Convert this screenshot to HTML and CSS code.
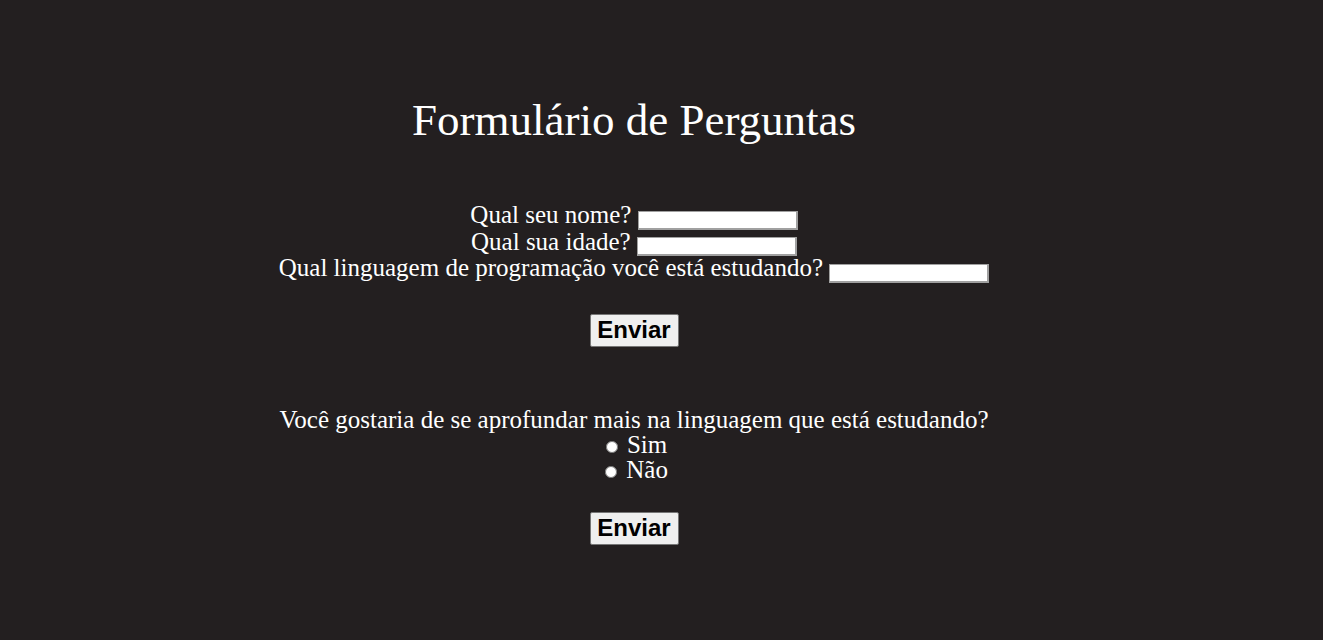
FILE: index.html
```html
<!DOCTYPE html>
<html lang="pt-BR">
<head>
<meta charset="utf-8">
<title>Formulário de Perguntas</title>
<link rel="stylesheet" href="styles.css">
</head>
<body>
<main class="page">
  <h1 class="title">Formulário de Perguntas</h1>
  <form class="form form-first">
    <div class="row"><label>Qual seu nome? <input type="text" class="field"></label></div>
    <div class="row"><label>Qual sua idade? <input type="text" class="field"></label></div>
    <div class="row"><label>Qual linguagem de programação você está estudando? <input type="text" class="field"></label></div>
    <button type="button" class="btn">Enviar</button>
  </form>
  <form class="form form-second">
    <div class="row row-q">Você gostaria de se aprofundar mais na linguagem que está estudando?</div>
    <div class="row row-q"><label><input type="radio" name="q" class="radio"> Sim</label></div>
    <div class="row row-q"><label><input type="radio" name="q" class="radio"> Não</label></div>
    <button type="button" class="btn">Enviar</button>
  </form>
</main>
</body>
</html>
```
FILE: styles.css
```css
html, body {
  margin: 0;
  padding: 0;
  background: #231f20;
}
body {
  color: #ffffff;
  font-family: "Liberation Serif", "Times New Roman", serif;
}
.page {
  width: 1268px;
  text-align: center;
  padding-top: 92px;
}
.title {
  font-size: 45px;
  font-weight: normal;
  margin: 0;
  height: 110px;
  line-height: 56px;
}
.form {
  font-size: 25px;
  display: flex;
  flex-direction: column;
  align-items: center;
}
.row {
  height: 26.5px;
  line-height: 26.5px;
  white-space: nowrap;
}
.row-q {
  height: 25px;
  line-height: 25px;
}
.field {
  width: 153px;
  height: 14px;
  border-style: solid;
  border-color: #a0a0a0;
  border-width: 1px 2px 2px 1px;
  background: #fff;
  padding: 1px 2px;
  margin: 0;
  vertical-align: -1px;
  box-sizing: content-box;
  font-size: 13px;
}
.btn {
  margin-top: 32px;
  font-family: "Liberation Sans", Arial, sans-serif;
  font-weight: bold;
  font-size: 24px;
  width: 89px;
  height: 33px;
  padding: 0;
  background: #efefef;
  border: 1px solid #767676;
  border-radius: 2px;
  color: #000;
  line-height: 30px;
}
.form-second {
  margin-top: 60px;
}
.form-second .btn {
  margin-top: 30px;
}
.radio {
  width: 12px;
  height: 12px;
  margin: 0 3px 0 5px;
  vertical-align: 0;
}
```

# PROBLEM TO SOLVE:
Return the full material word for word. Do not include the pictures.

# REPLY TO THE EXERCISE:
Convert this screenshot to HTML and CSS code.
FILE: index.html
```html
<!DOCTYPE html>
<html lang="pt-BR">
<head>
<meta charset="utf-8">
<title>Formulário de Perguntas</title>
<link rel="stylesheet" href="styles.css">
</head>
<body>
<main class="page">
  <h1 class="title">Formulário de Perguntas</h1>
  <form class="form form-first">
    <div class="row"><label>Qual seu nome? <input type="text" class="field"></label></div>
    <div class="row"><label>Qual sua idade? <input type="text" class="field"></label></div>
    <div class="row"><label>Qual linguagem de programação você está estudando? <input type="text" class="field"></label></div>
    <button type="button" class="btn">Enviar</button>
  </form>
  <form class="form form-second">
    <div class="row row-q">Você gostaria de se aprofundar mais na linguagem que está estudando?</div>
    <div class="row row-q"><label><input type="radio" name="q" class="radio"> Sim</label></div>
    <div class="row row-q"><label><input type="radio" name="q" class="radio"> Não</label></div>
    <button type="button" class="btn">Enviar</button>
  </form>
</main>
</body>
</html>
```
FILE: styles.css
```css
html, body {
  margin: 0;
  padding: 0;
  background: #231f20;
}
body {
  color: #ffffff;
  font-family: "Liberation Serif", "Times New Roman", serif;
}
.page {
  width: 1268px;
  text-align: center;
  padding-top: 92px;
}
.title {
  font-size: 45px;
  font-weight: normal;
  margin: 0;
  height: 110px;
  line-height: 56px;
}
.form {
  font-size: 25px;
  display: flex;
  flex-direction: column;
  align-items: center;
}
.row {
  height: 26.5px;
  line-height: 26.5px;
  white-space: nowrap;
}
.row-q {
  height: 25px;
  line-height: 25px;
}
.field {
  width: 153px;
  height: 14px;
  border-style: solid;
  border-color: #a0a0a0;
  border-width: 1px 2px 2px 1px;
  background: #fff;
  padding: 1px 2px;
  margin: 0;
  vertical-align: -1px;
  box-sizing: content-box;
  font-size: 13px;
}
.btn {
  margin-top: 32px;
  font-family: "Liberation Sans", Arial, sans-serif;
  font-weight: bold;
  font-size: 24px;
  width: 89px;
  height: 33px;
  padding: 0;
  background: #efefef;
  border: 1px solid #767676;
  border-radius: 2px;
  color: #000;
  line-height: 30px;
}
.form-second {
  margin-top: 60px;
}
.form-second .btn {
  margin-top: 30px;
}
.radio {
  width: 12px;
  height: 12px;
  margin: 0 3px 0 5px;
  vertical-align: 0;
}
```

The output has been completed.